Learn some money basics from “your financial preschool teacher.”
- Most Americans do not receive a good financial education as children.
- Tiffany Aliche grew up around honest and open conversations about money, which helped her when she encountered financial problems.
- She has 10 solid tips to improve your money management skills.
Tiffany Aliche is a financial educator, writer, and podcast host who goes by the name of “The Budgetnista.” Tiffany grew up in a household where money was discussed openly and freely, and she quickly managed to save money and buy a house in her twenties while working as a preschool teacher. Unfortunately, she then ran into difficulties with her job and her debts and had to rebuild her financial life from scratch. Now, her mission is to teach financial skills to Americans, with a particular focus on young people (and in fact, she’s described herself as “your kindergarten financial teacher”). Thanks to Tiffany’s efforts, her home state of New Jersey now has Law A1414, “The Budget Law.” It requires high school students to learn financial literacy in New Jersey schools.
Tiffany has 10 steps to “getting good with money.” They are meant to lay out the basics of good money management and then expand on those fundamentals.
1. Budget Building
Not only do you need a budget, but you also need the right bank accounts and automations (like autopay and direct deposit) to support that budget. Without a budget, it will be harder to see where your money is going and where you can save and learn how to spend better.
2. Save like a squirrel
Tiffany believes in the oft-repeated financial advice that you should have at least three months worth of expenses in your savings account, in case of an emergency. You should also save for other financial goals, such as investing.
3. Unwind your debts
In order to get out of debt, you need to know how much you owe and to whom. Then you can come up with a plan to get out of it and use online bill payment as well as automatic payment to do just that.
4. High score
Did you know that you can request three free copies of your credit report per year, one from each of the three credit bureaus (TransUnion, Experian and Equifax)? Your bank may also offer credit monitoring. Tiffany Aliche says you should aim for a credit score of 740 or higher.
5. Learn to win
Tiffany also tells people to invest in themselves by keeping track of their skills and contributions at work, and using that information to get a raise. You can also take care of a side and earn more money using these skills.
6. Invest like an insider
Investing for retirement is another key money move. Tiffany notes that it’s all about figuring out what your goals are, coming up with an investment plan, and leaving your money alone to grow.
7. Be good with insurance
Good insurance coverage is essential for your financial security. You need to make sure you have the right types of coverage for your life and situation, including life insurance, which isn’t mandatory like auto and home insurance often is, but is still a smart purchase. for your peace of mind.
8. Get Rich
Tiffany advocates learning to calculate your net worth, then developing a plan to increase it based on your financial goals.
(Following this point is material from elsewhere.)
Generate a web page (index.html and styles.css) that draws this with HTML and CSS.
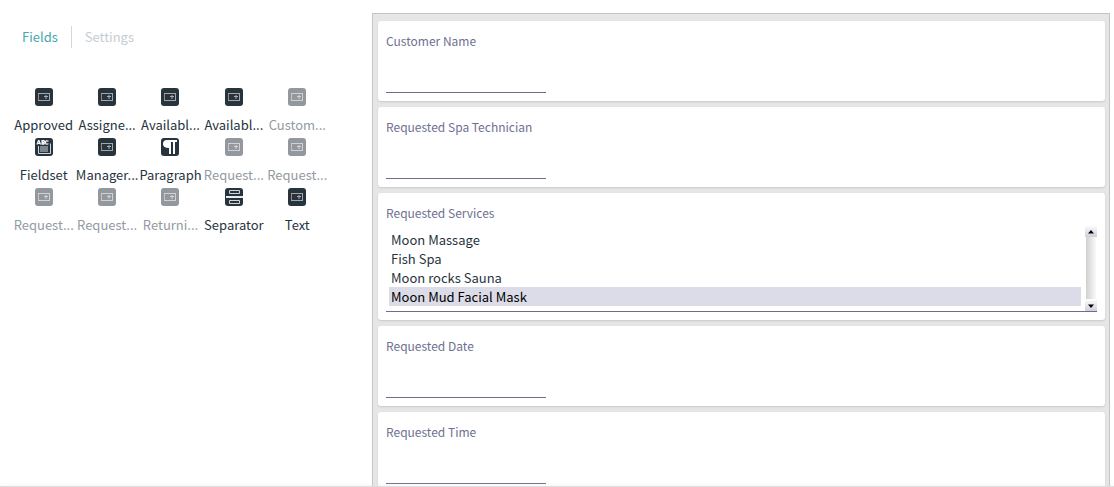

This should be a monthly exercise in your overall money management plan.
9. Choose your finance team
Having the right finance professionals by your side throughout this process is critical to your success. This may be a financial planner, an accountant, an insurance broker and an estate planning lawyer.
10. Leave a legacy
Tiffany notes that no matter how many assets you have, you need to have a plan for what happens to them after you leave. Take inventory of your assets (real estate, stock portfolio, even personal property like valuable jewelry) and work with a lawyer to determine where they will end up.
Budgetnista’s tips cover most of the financial basics that many of us unfortunately didn’t learn in school. The first five will help you with the basics, while the last five focus on helping you retain and grow your wealth. Many people have had to find their own way when it comes to personal finances, and it’s hard to find someone who can’t relate at least one financial regret. Tiffany Aliche’s financial advice is grounded, accurate and actionable, and her advice is worth heeding.